Emerging from the seasonal corner, here's a look toward the front of the store from the left side main aisle.
Looking down one of the food aisles in the center of the store, this one being home to cleaning supplies. In recent years, cleaning products have been moved to the right side of the building in order to allow for these back aisles of the food department to become home to, well, more actual food.
Big Lots' "World Flavors" international food department lines this aisle. Big Lots actually carries a decent amount of interesting international food products, which are usually pretty cheap and fun to try (especially the different types of cookies).
Here's a relic I found "stuck" in the past. (Yes, I know I'm bad at making bad puns...) Anyway, why pay far more ($9.99) at other stores when you could get it for less ($6.87 I think) at Phar-Mor? I know, it’s a mind boggling principle.
I spotted this old Phar-Mor price sticker stuck to a shelf at Big Lots walking around one day. I was walking by and noticed a weird red blotch on a patch of empty shelving near the seasonal department. I took a closer look and I saw the word Phar-Mor! So now I know where this Big Lots got some of their shelving from… As Retail Retell commented, "Sheesh. I'm surprised they don't reuse, like, old Wal-Mart signs on the exterior and just paint "Big Lots" over it!" When he saw this, l_dawg2000 said, "Seems like it would be bad karma for Big Lots to keep reusing stuff from famous defunct retail store chains!"
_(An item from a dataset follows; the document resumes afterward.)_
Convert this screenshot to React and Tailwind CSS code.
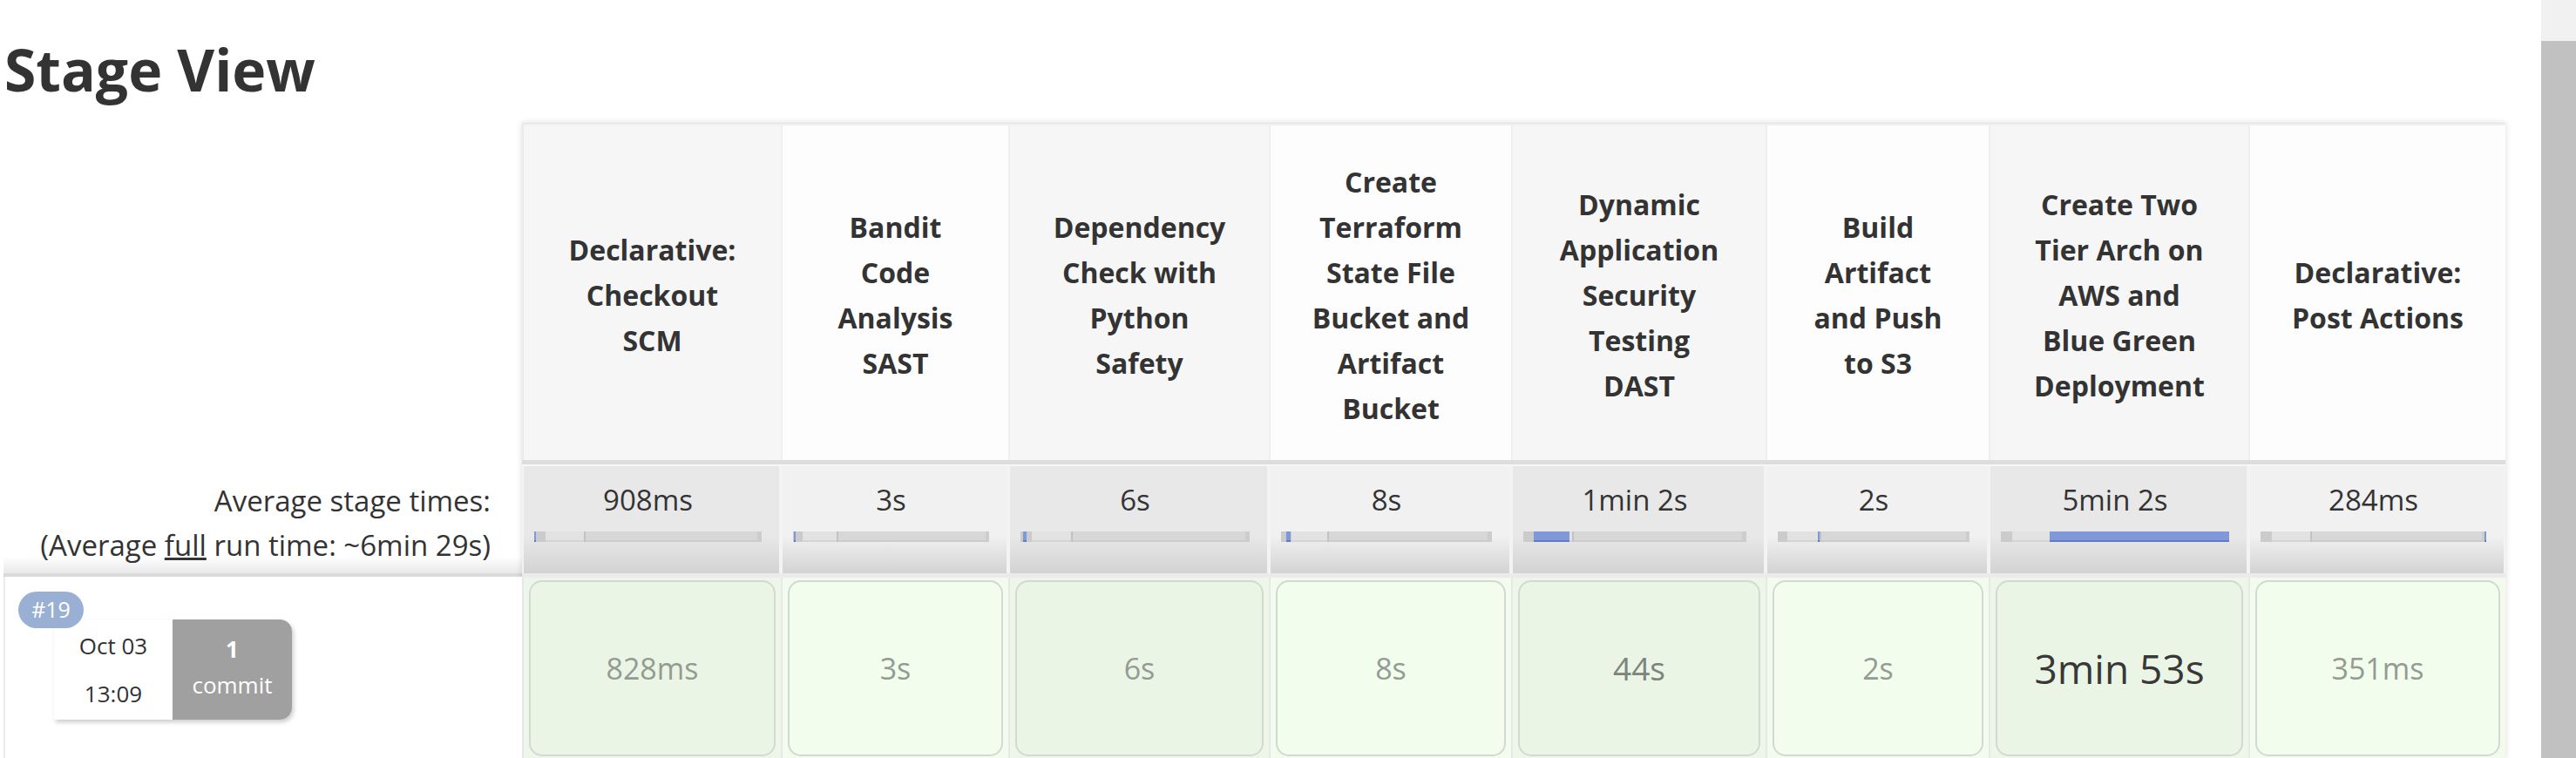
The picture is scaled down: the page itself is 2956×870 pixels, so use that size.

To "closeout" this post (please AFB, stop with the cheesy puns already - we the readers beg of you!), here's a photo of what the exterior of this store looks like now. The new sign actually looks pretty good up there. I thought it was strange seeing the logo with white letters when I first saw this sign, but I've come to see now that Big Lots like using the white letters on many of their new stores over the traditional black letter logo. Besides the updated logo on the front, the inside of this place still looks the same now as it did in the really old photos you just saw (with some of the merchandise moved around to different aisles being the biggest change).